The RAC initiative provides advisers and others with educational resources and nonprofit partner connections to foster “collective volunteer and advocacy efforts,” according to the announcement. The program is seeking to work with advisers, service providers, asset managers and retirement industry associations.  

“We want key stakeholders to be aware of opportunities in their local communities. Urban and underserved communities absolutely represent a prioritized focus, certainly, [as well as] schools and community programs,” Buffington says. “The key target audience age is in middle school, high school, but not limited to that.”

Buffington says advisers can get involved by connecting with the Retirement Advisor Council through its website and by sharing updates on any financial literacy education they are doing in their communities.

“Go to our website, sign up, let us know what you’re already doing to support youth financial literacy, because we want to, No. 1, shine a light on your efforts that you’re leading with, and, No. 2, track the progress and collective impact made across the industry,” she said.

Financial advisers can also leverage FinLitFuture$ by accessing a curated repository of educational resources and vetted programs, Buffington says.
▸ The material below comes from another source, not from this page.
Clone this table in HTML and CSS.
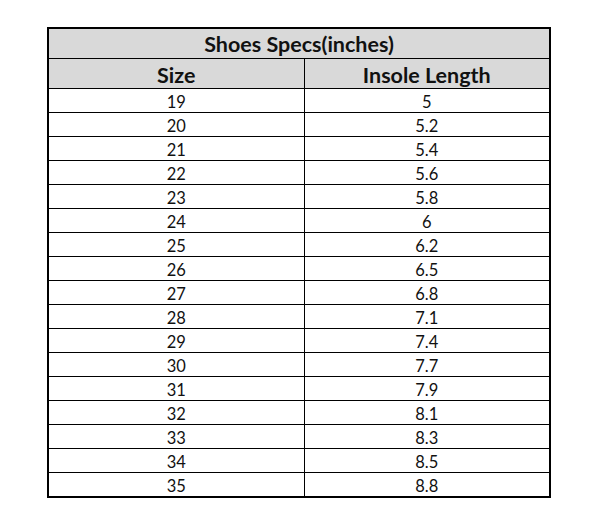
FILE: index.html
```html
<!DOCTYPE html>
<html>
<head>
<meta charset="utf-8">
<link rel="stylesheet" href="styles.css">
</head>
<body>
<div class="page">
<table class="specs">
  <colgroup><col class="col-size"><col class="col-len"></colgroup>
  <thead>
    <tr class="title-row"><th colspan="2">Shoes Specs(inches)</th></tr>
    <tr class="head-row"><th>Size</th><th>Insole Length</th></tr>
  </thead>
  <tbody>
    <tr><td>19</td><td>5</td></tr>
    <tr><td>20</td><td>5.2</td></tr>
    <tr><td>21</td><td>5.4</td></tr>
    <tr><td>22</td><td>5.6</td></tr>
    <tr><td>23</td><td>5.8</td></tr>
    <tr><td>24</td><td>6</td></tr>
    <tr><td>25</td><td>6.2</td></tr>
    <tr><td>26</td><td>6.5</td></tr>
    <tr><td>27</td><td>6.8</td></tr>
    <tr><td>28</td><td>7.1</td></tr>
    <tr><td>29</td><td>7.4</td></tr>
    <tr><td>30</td><td>7.7</td></tr>
    <tr><td>31</td><td>7.9</td></tr>
    <tr><td>32</td><td>8.1</td></tr>
    <tr><td>33</td><td>8.3</td></tr>
    <tr><td>34</td><td>8.5</td></tr>
    <tr><td>35</td><td>8.8</td></tr>
  </tbody>
</table>
</div>
</body>
</html>
```
FILE: styles.css
```css
html, body {
  margin: 0;
  padding: 0;
  background: #ffffff;
}
.page {
  padding: 27px 0 0 47px;
}
.specs {
  border-collapse: collapse;
  width: 502px;
  border: 2px solid #000;
  font-family: "Lato", "Open Sans", sans-serif;
  color: #111;
  table-layout: fixed;
}
.col-size { width: 256px; }
.col-len { width: 246px; }
.specs th, .specs td {
  padding: 0;
  text-align: center;
  vertical-align: middle;
  border: 1px solid #000;
  line-height: 1;
}
.title-row th {
  background: #d9d9d9;
  height: 27px;
  padding-top: 2px;
  font-size: 21.5px;
  font-weight: bold;
}
.head-row th {
  background: #d9d9d9;
  height: 25px;
  padding-top: 4px;
  font-size: 21.5px;
  font-weight: bold;
}
.specs td {
  height: 20px;
  padding-top: 3px;
  font-size: 16.5px;
}
```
The resources are free of charge, separated by topic and grade level and are available in both English and Spanish.

The organization also recommends reaching out to local organizations like the Boys & Girls Club, YMCA, YWCA or Rotary Club, or local boards of education for volunteer opportunities.

Buffington says her committee will continue to partner with nonprofit programs and groups focused on financial literacy initiatives. The committee is also aiming to get involved in financial literacy advocacy efforts through the retirement council’s government affairs committee.

“I think our biggest opportunity is to leverage the connective tissue we represent, not only as financial advisers, but across the whole industry, thinking about how to inspire financial literacy volunteer efforts across your specific communities or networks,” she said.

Formed in 2009, the Retirement Advisor Council is a national organization that advocates for successful qualified plan and participant retirement outcomes.